#### Records provided ####
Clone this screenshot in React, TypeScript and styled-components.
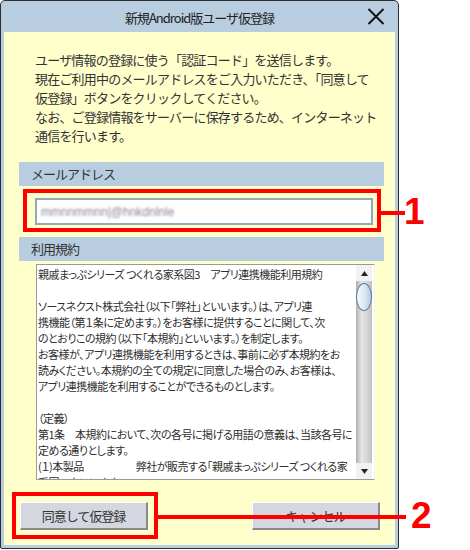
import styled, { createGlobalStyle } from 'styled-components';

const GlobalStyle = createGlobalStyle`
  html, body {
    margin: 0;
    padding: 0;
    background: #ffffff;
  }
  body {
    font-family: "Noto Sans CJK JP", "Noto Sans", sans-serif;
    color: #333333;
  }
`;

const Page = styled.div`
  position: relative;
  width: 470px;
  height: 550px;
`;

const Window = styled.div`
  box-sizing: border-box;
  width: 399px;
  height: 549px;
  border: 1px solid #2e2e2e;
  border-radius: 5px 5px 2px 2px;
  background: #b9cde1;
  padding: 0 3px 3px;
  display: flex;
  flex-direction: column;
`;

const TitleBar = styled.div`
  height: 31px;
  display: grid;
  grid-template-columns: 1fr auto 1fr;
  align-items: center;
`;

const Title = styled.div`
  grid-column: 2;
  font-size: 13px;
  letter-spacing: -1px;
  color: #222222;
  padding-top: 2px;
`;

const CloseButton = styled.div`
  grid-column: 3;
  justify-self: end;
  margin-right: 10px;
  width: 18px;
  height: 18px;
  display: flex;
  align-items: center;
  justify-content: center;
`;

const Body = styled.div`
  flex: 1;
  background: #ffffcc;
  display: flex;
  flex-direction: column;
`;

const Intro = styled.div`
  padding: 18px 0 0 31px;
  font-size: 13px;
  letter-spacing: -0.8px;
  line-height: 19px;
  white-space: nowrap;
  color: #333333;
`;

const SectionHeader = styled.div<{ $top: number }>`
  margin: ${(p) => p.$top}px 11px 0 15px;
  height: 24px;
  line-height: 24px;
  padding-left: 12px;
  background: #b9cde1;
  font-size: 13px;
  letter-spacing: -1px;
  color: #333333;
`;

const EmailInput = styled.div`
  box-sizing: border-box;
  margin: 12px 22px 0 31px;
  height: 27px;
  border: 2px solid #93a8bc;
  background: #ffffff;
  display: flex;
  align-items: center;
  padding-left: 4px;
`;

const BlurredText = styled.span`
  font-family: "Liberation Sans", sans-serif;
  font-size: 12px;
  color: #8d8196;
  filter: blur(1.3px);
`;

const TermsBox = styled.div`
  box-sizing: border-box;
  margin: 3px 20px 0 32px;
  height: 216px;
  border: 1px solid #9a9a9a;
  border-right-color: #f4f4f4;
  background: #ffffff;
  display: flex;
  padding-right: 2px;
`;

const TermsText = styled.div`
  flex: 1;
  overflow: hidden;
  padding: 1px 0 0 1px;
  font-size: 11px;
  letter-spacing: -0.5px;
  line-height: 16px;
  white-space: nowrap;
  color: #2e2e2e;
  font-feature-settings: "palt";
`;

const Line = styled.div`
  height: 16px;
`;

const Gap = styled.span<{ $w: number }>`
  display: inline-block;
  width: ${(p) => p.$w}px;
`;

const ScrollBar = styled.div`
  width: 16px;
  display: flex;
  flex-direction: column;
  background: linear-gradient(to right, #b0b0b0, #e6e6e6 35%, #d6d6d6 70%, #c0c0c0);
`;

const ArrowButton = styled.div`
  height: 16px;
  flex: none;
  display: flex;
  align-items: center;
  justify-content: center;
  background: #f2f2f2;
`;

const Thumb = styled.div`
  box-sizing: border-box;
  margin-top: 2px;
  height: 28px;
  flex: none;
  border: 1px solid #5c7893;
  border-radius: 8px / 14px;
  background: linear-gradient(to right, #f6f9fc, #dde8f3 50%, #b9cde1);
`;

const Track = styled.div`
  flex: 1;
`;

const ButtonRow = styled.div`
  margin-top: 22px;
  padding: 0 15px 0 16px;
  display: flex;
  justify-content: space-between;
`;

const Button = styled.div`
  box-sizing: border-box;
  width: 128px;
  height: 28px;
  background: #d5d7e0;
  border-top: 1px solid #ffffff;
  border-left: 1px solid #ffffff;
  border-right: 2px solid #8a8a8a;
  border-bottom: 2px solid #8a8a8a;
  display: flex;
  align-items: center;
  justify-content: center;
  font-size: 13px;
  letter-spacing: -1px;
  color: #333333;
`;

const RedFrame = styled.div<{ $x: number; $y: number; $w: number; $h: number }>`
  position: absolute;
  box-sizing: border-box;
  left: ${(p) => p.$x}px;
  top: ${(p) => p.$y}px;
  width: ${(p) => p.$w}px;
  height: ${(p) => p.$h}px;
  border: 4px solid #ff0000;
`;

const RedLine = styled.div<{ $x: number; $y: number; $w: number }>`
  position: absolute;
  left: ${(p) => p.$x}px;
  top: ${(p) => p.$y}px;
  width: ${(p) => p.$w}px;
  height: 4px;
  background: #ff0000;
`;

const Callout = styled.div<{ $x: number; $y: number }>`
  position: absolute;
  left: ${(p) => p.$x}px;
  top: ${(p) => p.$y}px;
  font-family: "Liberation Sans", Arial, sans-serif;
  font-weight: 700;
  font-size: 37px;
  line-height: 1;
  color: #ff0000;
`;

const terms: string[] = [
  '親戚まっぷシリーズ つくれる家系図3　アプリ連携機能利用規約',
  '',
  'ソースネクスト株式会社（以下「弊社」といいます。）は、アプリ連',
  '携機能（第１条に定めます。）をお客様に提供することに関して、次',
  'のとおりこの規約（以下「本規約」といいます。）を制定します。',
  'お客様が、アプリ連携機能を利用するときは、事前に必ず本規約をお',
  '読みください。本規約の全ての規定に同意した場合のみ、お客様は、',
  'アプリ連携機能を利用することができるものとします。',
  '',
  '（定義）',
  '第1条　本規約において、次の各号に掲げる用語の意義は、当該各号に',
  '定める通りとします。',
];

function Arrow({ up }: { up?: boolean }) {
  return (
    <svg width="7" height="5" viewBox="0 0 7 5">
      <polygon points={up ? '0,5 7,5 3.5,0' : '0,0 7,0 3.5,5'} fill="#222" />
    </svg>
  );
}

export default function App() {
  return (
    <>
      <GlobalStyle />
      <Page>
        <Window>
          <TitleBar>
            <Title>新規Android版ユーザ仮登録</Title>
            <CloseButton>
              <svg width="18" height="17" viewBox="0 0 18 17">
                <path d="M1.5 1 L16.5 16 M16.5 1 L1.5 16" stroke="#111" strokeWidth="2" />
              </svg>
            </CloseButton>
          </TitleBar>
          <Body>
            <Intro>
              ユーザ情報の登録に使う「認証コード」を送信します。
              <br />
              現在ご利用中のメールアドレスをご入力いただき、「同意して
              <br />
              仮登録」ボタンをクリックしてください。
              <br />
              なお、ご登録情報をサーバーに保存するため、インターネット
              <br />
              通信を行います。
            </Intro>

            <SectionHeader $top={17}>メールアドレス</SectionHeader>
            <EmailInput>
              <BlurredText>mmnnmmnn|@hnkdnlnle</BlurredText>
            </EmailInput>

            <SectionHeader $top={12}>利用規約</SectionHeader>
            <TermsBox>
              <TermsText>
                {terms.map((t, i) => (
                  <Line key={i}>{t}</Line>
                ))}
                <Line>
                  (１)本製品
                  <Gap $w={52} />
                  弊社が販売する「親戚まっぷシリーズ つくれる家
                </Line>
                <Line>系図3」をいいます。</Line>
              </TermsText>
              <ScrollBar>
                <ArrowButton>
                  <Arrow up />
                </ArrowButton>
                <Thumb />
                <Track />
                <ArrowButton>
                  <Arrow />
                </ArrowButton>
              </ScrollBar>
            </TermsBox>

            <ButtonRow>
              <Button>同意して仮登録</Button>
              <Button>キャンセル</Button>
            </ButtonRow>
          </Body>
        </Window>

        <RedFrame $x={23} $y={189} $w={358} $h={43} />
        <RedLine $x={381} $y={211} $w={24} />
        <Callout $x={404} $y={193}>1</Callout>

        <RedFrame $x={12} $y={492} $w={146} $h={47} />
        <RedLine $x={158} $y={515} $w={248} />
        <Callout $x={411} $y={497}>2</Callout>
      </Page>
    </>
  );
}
####
#### Records provided ####
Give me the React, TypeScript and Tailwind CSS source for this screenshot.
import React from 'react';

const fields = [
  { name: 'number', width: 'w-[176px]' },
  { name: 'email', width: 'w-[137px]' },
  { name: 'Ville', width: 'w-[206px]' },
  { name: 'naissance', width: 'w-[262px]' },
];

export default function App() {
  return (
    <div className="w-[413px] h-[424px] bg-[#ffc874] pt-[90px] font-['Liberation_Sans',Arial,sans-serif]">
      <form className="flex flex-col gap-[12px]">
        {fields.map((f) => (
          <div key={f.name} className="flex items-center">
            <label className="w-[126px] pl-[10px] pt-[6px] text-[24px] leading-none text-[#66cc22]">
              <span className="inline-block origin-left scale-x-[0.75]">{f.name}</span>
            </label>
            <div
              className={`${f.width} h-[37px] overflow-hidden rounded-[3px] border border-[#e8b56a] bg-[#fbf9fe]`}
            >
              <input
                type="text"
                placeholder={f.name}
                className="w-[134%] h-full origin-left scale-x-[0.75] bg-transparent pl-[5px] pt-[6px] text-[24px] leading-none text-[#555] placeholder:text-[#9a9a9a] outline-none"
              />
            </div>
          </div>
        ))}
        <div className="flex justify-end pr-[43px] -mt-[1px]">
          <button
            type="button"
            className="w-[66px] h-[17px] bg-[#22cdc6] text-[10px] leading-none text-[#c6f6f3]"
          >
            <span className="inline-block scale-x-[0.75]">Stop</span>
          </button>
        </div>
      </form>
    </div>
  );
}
####
▶ Required task: Using the records given above, list every line that includes the word "React".

▶ Exercise output:
Clone this screenshot in React, TypeScript and styled-components.
Give me the React, TypeScript and Tailwind CSS source for this screenshot.
import React from 'react';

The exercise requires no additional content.